If you code for long enough on x86-64, you'll eventually hit an error such as:
(.text+0x3): relocation truncated to fit: R_X86_64_32S against symbol `array' defined in foo section in ./pcrel8.o
Here's a little example that might help you figure out what you've done wrong.
Consider the following code:
$ cat foo.s .globl foovar .section foo, "aw",@progbits .type foovar, @object .size foovar, 4 foovar: .long 0 .text .globl _start .type function, @function _start: movq $foovar, %rax
In case it's not clear, that would look something like:
int foovar = 0;
void function(void) {
int *bar = &foovar;
}
Let's build that code, and see what it looks like
$ gcc -c foo.s $ objdump --disassemble-all ./foo.o ./foo.o: file format elf64-x86-64 Disassembly of section .text: 0000000000000000 <_start>: 0: 48 c7 c0 00 00 00 00 mov $0x0,%rax Disassembly of section foo: 0000000000000000 <foovar>: 0: 00 00 add %al,(%rax) ...
We can see that the mov instruction has only allocated 4 bytes (00 00 00 00) for the linker to put in the address of foovar.
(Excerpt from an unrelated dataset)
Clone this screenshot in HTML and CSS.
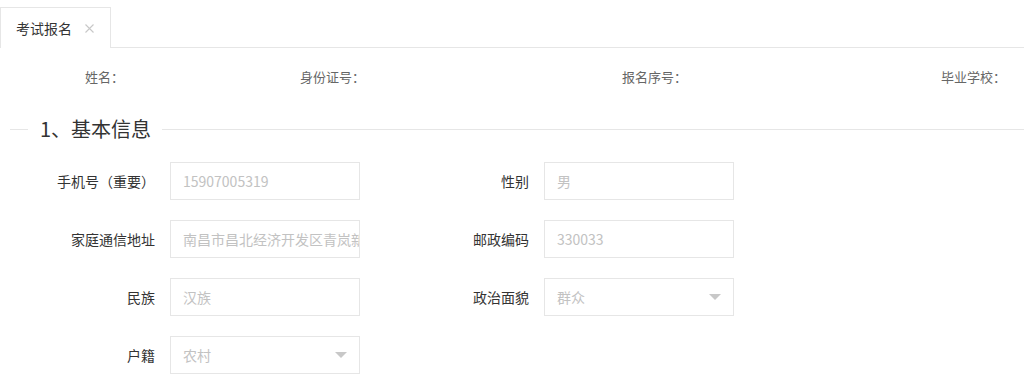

If we check the relocations:
$ readelf --relocs ./foo.o Relocation section '.rela.text' at offset 0x3a0 contains 1 entries: Offset Info Type Sym. Value Sym. Name + Addend 000000000003 00050000000b R_X86_64_32S 0000000000000000 foovar + 0
The R_X86_64_32S relocation is indeed only a 32-bit relocation. Now we can tickle this error. Consider the following linker script, which puts the foo section about 5 gigabytes away from the code.
$ cat test.lds
SECTIONS
{
. = 10000;
.text : { *(.text) }
. = 5368709120;
.data : { *(.foo) }
}
This now means that we can not fit the address of foovar inside the space allocated by the relocation. When we try it:
$ ld -Ttest.lds ./foo.o ./foo.o: In function `_start': (.text+0x3): relocation truncated to fit: R_X86_64_32S against symbol `foovar' defined in foo section in ./foo.o
What this means is that the full 64-bit address of foovar, which now lives somewhere above 5 gigabytes, can't be represented within the 32-bit space allocated for it.
For code optimisation purposes, the default immediate size to the mov instructions is a 32-bit value. This makes sense because, for the most part, programs can happily live within a 32-bit address space, and people don't do things like keep their data so far away from their code it requires more than a 32-bit address to represent it. Defaulting to using 32-bit immediates therefore cuts the code size considerably, because you don't have to make room for a possible 64-bit immediate for every mov.
So, if you want to really move a full 64-bit immediate into a register, you want the movabs instruction. Try it out with the code above - with movabs you should get a R_X86_64_64 relocation and 64-bits worth of room to patch up the address, too.
If you're seeing this and you're not hand-coding, you probably want to check out the -mmodel argument to gcc.